Comment 10 Ing. Christoph Pirchl 2004-12-09 21:14:12 UTC
Yes i will try to get some information on Saturday,
also i`m still waiting for a recommomdation on the Hyper Threading.

Should i turn it off, or doesn`t it matter if i use 8 or 8 with HT
enabled processor ?

Thanks in advance

CHristoPh


Comment 11 Ing. Christoph Pirchl 2004-12-11 20:39:08 UTC
I migrated the server from the old 4-way x445 to the new 8-way x445 
(the same rpm`s, kernel and drivers installed).

We have the same behaviour of the server like the last time.

I can see a lot of running processes > 35, and a lot of system load
> 90% (see vmstat and sar from the Attachment).

thanks in advance

CHristoPh

Comment 12 Ing. Christoph Pirchl 2004-12-11 20:41:04 UTC
Created attachment 108388 [details]
Sysinfos from the x445-8 way Xeon MP server

sysrq, vmstat and sar infos

Comment 13 Ing. Christoph Pirchl 2004-12-15 17:43:15 UTC
Dear Sirs,

Send you the information on Saturday, 11.12., have you looked at the 
sysrq and sar and vmstat logs ? Haven`t heard anything since Saturday.

Do you have any new information for me.

thanks

CHristoPh Pirchl

Comment 14 Ing. Christoph Pirchl 2004-12-29 15:22:47 UTC
Dear Sirs,

what`s going on, heard nothing since 2 weeks ?

thanks

CHristoPh Pirchl

Comment 15 Larry Woodman 2005-01-06 18:29:35 UTC
hristoph, sorry for the delay most of Red Hat was on vacation over the
holidays.

The problem you are having here is a scalability issue with Oracle
running on a 16-way rather than an 8-way because each processor is
dual hyper-threaded.  What appears to be happening is that the Oracle
processes are threads rather than different processes.  Every Oracle
thread is in either mmmap or munmap and those routines acquire the
mm->page_table_lock.  Since the struct_mm is shared between all
threads of a multi-threaded process only one can acquire the lock and
the other 15 threads(there one on each of the 16 processors),
15/16(94%) of the total cpu time is consumed trying to acquire that
mm->page_table_lock while the other 1/15(6%) of the total cpu time is
doing real work with that lock held.

The first thing you need to do is see if Oracle can be tuned to 1.)
limit the number of threads per process and 2.) limit the number of
Oracle instances that can be doing whatever require the mapping and
unmapping to be taking place at the same time.  The problem is likely
pathelogical; the more threads running on processors you have in this
state the more cpu time will be consumed spinning on this lock.

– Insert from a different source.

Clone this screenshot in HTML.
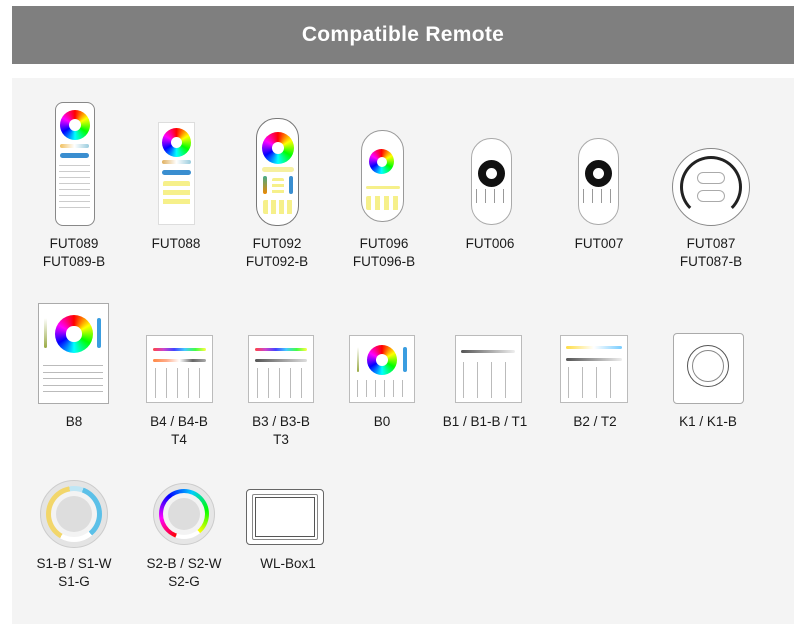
<!DOCTYPE html>
<html><head><meta charset="utf-8"><style>
*{margin:0;padding:0;box-sizing:border-box}
body{width:800px;height:630px;background:#fff;position:relative;overflow:hidden;font-family:"Liberation Sans",Arial,sans-serif}
.hdr{position:absolute;left:12px;top:6px;width:782px;height:58px;background:#7f7f7f;color:#fff;font-size:21px;font-weight:bold;text-align:center;line-height:58px;letter-spacing:0.3px}
.panel{position:absolute;left:12px;top:78px;width:782px;height:546px;background:#f4f4f4}
.a{position:absolute}
.lbl{position:absolute;width:140px;margin-left:-70px;text-align:center;font-size:13.5px;line-height:18px;color:#1a1a1a}
.rw{position:absolute;border-radius:50%;background:conic-gradient(#f00,#ff0,#0f0,#0ff,#00f,#f0f,#f00)}
.rw::after{content:"";position:absolute;left:30%;top:30%;width:40%;height:40%;border-radius:50%;background:#fff}
.dev{position:absolute;background:#fff;border:1px solid #aaa}
.btn{position:absolute;border:1px solid #aaa;border-radius:2px;background:#fff}
.y{position:absolute;background:#f6f08a;border-radius:2px}
.bar{position:absolute;border-radius:3px}
</style></head><body>
<div class="hdr">Compatible Remote</div>
<div class="panel"></div>

<!-- FUT089 -->
<div class="dev" style="left:55px;top:102px;width:40px;height:124px;border-radius:8px;border-color:#888"></div>
<div class="rw" style="left:60px;top:110px;width:30px;height:30px"></div>
<div class="bar" style="left:60px;top:144px;width:29px;height:4px;background:linear-gradient(90deg,#f0c060,#fff,#9cd)"></div>
<div class="bar" style="left:60px;top:153px;width:29px;height:5px;background:#3a8ed0"></div>
<div class="a" style="left:59px;top:163px;width:31px;height:47px;background:repeating-linear-gradient(#fff 0 2px,#ccc 2px 3px,#fff 3px 6px)"></div>
<div class="lbl" style="left:74px;top:235px">FUT089<br>FUT089-B</div>

<!-- FUT088 -->
<div class="dev" style="left:158px;top:122px;width:37px;height:103px;border-color:#ddd"></div>
<div class="rw" style="left:162px;top:128px;width:29px;height:29px"></div>
<div class="bar" style="left:162px;top:160px;width:29px;height:4px;background:linear-gradient(90deg,#e0b060,#fff,#9cd)"></div>
<div class="bar" style="left:162px;top:170px;width:29px;height:5px;background:#3a8ed0"></div>
<div class="y" style="left:163px;top:181px;width:27px;height:25px;background:repeating-linear-gradient(#f6f08a 0 5px,#fff 5px 9px)"></div>
<div class="lbl" style="left:176px;top:235px">FUT088</div>

<!-- FUT092 -->
<div class="dev" style="left:256px;top:118px;width:43px;height:108px;border-radius:20px;border-color:#777"></div>
<div class="rw" style="left:262px;top:132px;width:32px;height:32px"></div>
<div class="bar" style="left:262px;top:167px;width:32px;height:5px;background:#f6f0a0"></div>
<div class="bar" style="left:263px;top:176px;width:4px;height:18px;background:linear-gradient(#4a8,#e80)"></div>
<div class="bar" style="left:289px;top:176px;width:4px;height:18px;background:#3a8ed0"></div>
<div class="y" style="left:272px;top:178px;width:12px;height:16px;background:repeating-linear-gradient(#f6f08a 0 3px,#fff 3px 6px)"></div>
<div class="y" style="left:263px;top:200px;width:30px;height:14px;background:repeating-linear-gradient(90deg,#f6f08a 0 5px,#fff 5px 8px)"></div>
<div class="lbl" style="left:277px;top:235px">FUT092<br>FUT092-B</div>

<!-- FUT096 -->
<div class="dev" style="left:361px;top:130px;width:43px;height:92px;border-radius:21px;border-color:#999"></div>
<div class="rw" style="left:369px;top:149px;width:25px;height:25px"></div>
<div class="y" style="left:366px;top:186px;width:34px;height:3px"></div>
<div class="y" style="left:366px;top:196px;width:33px;height:14px;background:repeating-linear-gradient(90deg,#f6f08a 0 5px,#fff 5px 9px)"></div>
<div class="lbl" style="left:384px;top:235px">FUT096<br>FUT096-B</div>

<!-- FUT006 / 007 -->
<div class="dev" style="left:471px;top:138px;width:41px;height:87px;border-radius:20px"></div>
<div class="a" style="left:478px;top:160px;width:27px;height:27px;border-radius:50%;border:8px solid #111"></div>
<div class="a" style="left:474px;top:189px;width:35px;height:14px;background:repeating-linear-gradient(90deg,#fff 0 2px,#999 2px 3px,#fff 3px 9px)"></div>
<div class="lbl" style="left:490px;top:235px">FUT006</div>
<div class="dev" style="left:578px;top:138px;width:41px;height:87px;border-radius:20px"></div>
<div class="a" style="left:585px;top:160px;width:27px;height:27px;border-radius:50%;border:8px solid #111"></div>
<div class="a" style="left:581px;top:189px;width:35px;height:14px;background:repeating-linear-gradient(90deg,#fff 0 2px,#999 2px 3px,#fff 3px 9px)"></div>
<div class="lbl" style="left:599px;top:235px">FUT007</div>

<!-- FUT087 -->
<div class="a" style="left:672px;top:148px;width:78px;height:78px;border-radius:50%;border:1px solid #888;background:#fff"></div>
<div class="a" style="left:680px;top:156px;width:62px;height:62px;border-radius:50%;border:3px solid #222;border-bottom-color:transparent"></div>
<div class="btn" style="left:697px;top:172px;width:28px;height:12px;border-radius:8px"></div>
<div class="btn" style="left:697px;top:190px;width:28px;height:12px;border-radius:8px"></div>
<div class="lbl" style="left:711px;top:235px">FUT087<br>FUT087-B</div>

<!-- B8 -->
<div class="dev" style="left:38px;top:303px;width:71px;height:101px"></div>
<div class="rw" style="left:55px;top:315px;width:38px;height:38px"></div>
<div class="bar" style="left:44px;top:318px;width:3px;height:30px;background:linear-gradient(#fff,#9a4)"></div>
<div class="bar" style="left:97px;top:318px;width:4px;height:30px;background:#3a9de0"></div>
<div class="a" style="left:43px;top:362px;width:60px;height:36px;background:repeating-linear-gradient(#fff 0 3px,#bbb 3px 4px,#fff 4px 10px,#bbb 10px 11px,#fff 11px 13px)"></div>
<div class="lbl" style="left:74px;top:413px">B8</div>

<!-- B4 -->
<div class="dev" style="left:146px;top:335px;width:67px;height:68px;border-color:#bbb"></div>
<div class="bar" style="left:153px;top:348px;width:53px;height:3px;background:linear-gradient(90deg,#f44,#c4c,#44f,#4cf,#4f4,#ff4)"></div>
<div class="bar" style="left:153px;top:359px;width:53px;height:3px;background:linear-gradient(90deg,#f84,#fa8,#fff,#666,#aaa)"></div>
<div class="a" style="left:153px;top:368px;width:53px;height:30px;background:repeating-linear-gradient(90deg,#fff 0 2px,#bbb 2px 3px,#fff 3px 11px)"></div>
<div class="lbl" style="left:179px;top:413px">B4 / B4-B<br>T4</div>

<!-- B3 -->
<div class="dev" style="left:248px;top:335px;width:66px;height:68px;border-color:#bbb"></div>
<div class="bar" style="left:255px;top:348px;width:52px;height:3px;background:linear-gradient(90deg,#f44,#c4c,#44f,#4cf,#4f4,#ff4)"></div>
<div class="bar" style="left:255px;top:359px;width:52px;height:3px;background:linear-gradient(90deg,#555,#ddd)"></div>
<div class="a" style="left:255px;top:368px;width:52px;height:30px;background:repeating-linear-gradient(90deg,#fff 0 2px,#bbb 2px 3px,#fff 3px 11px)"></div>
<div class="lbl" style="left:281px;top:413px">B3 / B3-B<br>T3</div>

<!-- B0 -->
<div class="dev" style="left:349px;top:335px;width:66px;height:68px;border-color:#bbb"></div>
<div class="rw" style="left:367px;top:345px;width:30px;height:30px"></div>
<div class="bar" style="left:357px;top:347px;width:2px;height:25px;background:linear-gradient(#fff,#9a4)"></div>
<div class="bar" style="left:403px;top:347px;width:4px;height:25px;background:#3a9de0"></div>
<div class="a" style="left:355px;top:380px;width:55px;height:17px;background:repeating-linear-gradient(90deg,#fff 0 2px,#bbb 2px 3px,#fff 3px 9px)"></div>
<div class="lbl" style="left:382px;top:413px">B0</div>

<!-- B1 -->
<div class="dev" style="left:455px;top:335px;width:67px;height:68px;border-color:#bbb"></div>
<div class="bar" style="left:461px;top:350px;width:54px;height:3px;background:linear-gradient(90deg,#555,#eee)"></div>
<div class="a" style="left:461px;top:362px;width:54px;height:36px;background:repeating-linear-gradient(90deg,#fff 0 2px,#bbb 2px 3px,#fff 3px 14px)"></div>
<div class="lbl" style="left:485px;top:413px">B1 / B1-B / T1</div>

<!-- B2 -->
<div class="dev" style="left:560px;top:335px;width:68px;height:68px;border-color:#bbb"></div>
<div class="bar" style="left:566px;top:346px;width:56px;height:3px;background:linear-gradient(90deg,#fd4,#fff,#7cf)"></div>
<div class="bar" style="left:566px;top:358px;width:56px;height:3px;background:linear-gradient(90deg,#555,#eee)"></div>
<div class="a" style="left:566px;top:367px;width:56px;height:31px;background:repeating-linear-gradient(90deg,#fff 0 2px,#bbb 2px 3px,#fff 3px 14px)"></div>
<div class="lbl" style="left:595px;top:413px">B2 / T2</div>

<!-- K1 -->
<div class="dev" style="left:673px;top:333px;width:71px;height:71px;border-radius:4px;border-color:#aaa"></div>
<div class="a" style="left:687px;top:345px;width:42px;height:42px;border-radius:50%;border:1px solid #555"></div>
<div class="a" style="left:692px;top:350px;width:32px;height:32px;border-radius:50%;border:1px solid #888"></div>
<div class="lbl" style="left:708px;top:413px">K1 / K1-B</div>

<!-- S1 -->
<div class="a" style="left:40px;top:480px;width:68px;height:68px;border-radius:50%;background:#e4e4e4;border:1px solid #ccc"></div>
<div class="a" style="left:46px;top:486px;width:56px;height:56px;border-radius:50%;background:conic-gradient(from 200deg,#fff 0 10deg,#f2d66a 10deg 150deg,#bfe6f5 150deg 180deg,#5bc0e8 180deg 300deg,#fff 300deg)"></div>
<div class="a" style="left:51px;top:491px;width:46px;height:46px;border-radius:50%;background:#f3f3f3"></div>
<div class="a" style="left:56px;top:496px;width:36px;height:36px;border-radius:50%;background:#ddd"></div>
<div class="lbl" style="left:74px;top:555px">S1-B / S1-W<br>S1-G</div>

<!-- S2 -->
<div class="a" style="left:153px;top:483px;width:62px;height:62px;border-radius:50%;background:#e6e6e6;border:1px solid #ccc"></div>
<div class="a" style="left:159px;top:489px;width:50px;height:50px;border-radius:50%;background:conic-gradient(from 200deg,#f00,#f0f,#00f,#0cf,#0f0,#ff0 300deg,#fff 300deg)"></div>
<div class="a" style="left:163px;top:493px;width:42px;height:42px;border-radius:50%;background:#f3f3f3"></div>
<div class="a" style="left:168px;top:498px;width:32px;height:32px;border-radius:50%;background:#ddd"></div>
<div class="lbl" style="left:184px;top:555px">S2-B / S2-W<br>S2-G</div>

<!-- WL-Box1 -->
<div class="a" style="left:246px;top:489px;width:78px;height:56px;border:1px solid #666;border-radius:4px;background:#fff"></div>
<div class="a" style="left:252px;top:494px;width:66px;height:46px;border:1px solid #888;border-radius:2px"></div>
<div class="a" style="left:255px;top:497px;width:60px;height:40px;border:1px solid #555"></div>
<div class="lbl" style="left:288px;top:555px">WL-Box1</div>
</body></html>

Can you look into these Oracle parameters?

Larry Woodman

Comment 16 Ing. Christoph Pirchl 2005-01-20 20:58:48 UTC
Deár Mr. Woodman,

i opened a TAR at Oracle Metalink, but dit not ger a reaction till 
now from Oracle. I will post th result from Oracle, when they update 
the TAR.

Did you have any problems with applications and 16 way Machines
like i have, for instance also with oracle or other applications ?

Thanks

CHristoPh

Comment 17 Larry Woodman 2005-01-20 21:38:40 UTC
CHristoPh, I dont have access to a 16-way.  My assessment based on
looking at the AltSysrq-W output and noticing that one cpu had the
pagetable lock and all other 15 were spining on that lock.

Larry Woodman


Comment 18 Steve Russell 2005-03-06 18:50:04 UTC
Hate to do this to you, but:
http://www.redhat.com/whitepapers/rhel/OracleonLinux.pdf

Oracle is a process based model rather than a thread based model (as it is on 
Windows).  The exception to this is the SGA.  I would say that this smacks of 
an Oracle config problem more than Linux.  However, someone did see the same 
problem on the x445 back in feb (https://www.redhat.com/archives/taroon-
list/2004-February/msg00161.html).  They ended up increasing their parallelism 
within Oracle I suspect that his remaining perf problems are related to the max 
readahead settings that changed between AS2.1 and AS3 (which kill db reads).  

Lastly, not sure if you use any of the SGA increasing tricks (shmfs/ramfs/etc), 
but try it with a 'normal', i.e. less than 2GB SGA setting to see how it 
works.  We've had nothing but problems with those and the extreme NUMA nature 
of the x445 can only make that worse.  

Comment 19 RHEL Program Management 2007-10-19 19:12:32 UTC
This bug is filed against RHEL 3, which is in maintenance phase.
During the maintenance phase, only security errata and select mission
critical bug fixes will be released for enterprise products. Since
this bug does not meet that criteria, it is now being closed.
 
For more information of the RHEL errata support policy, please visit:
http://www.redhat.com/security/updates/errata/
 
If you feel this bug is indeed mission critical, please contact your
support representative. You may be asked to provide detailed
information on how this bug is affecting you.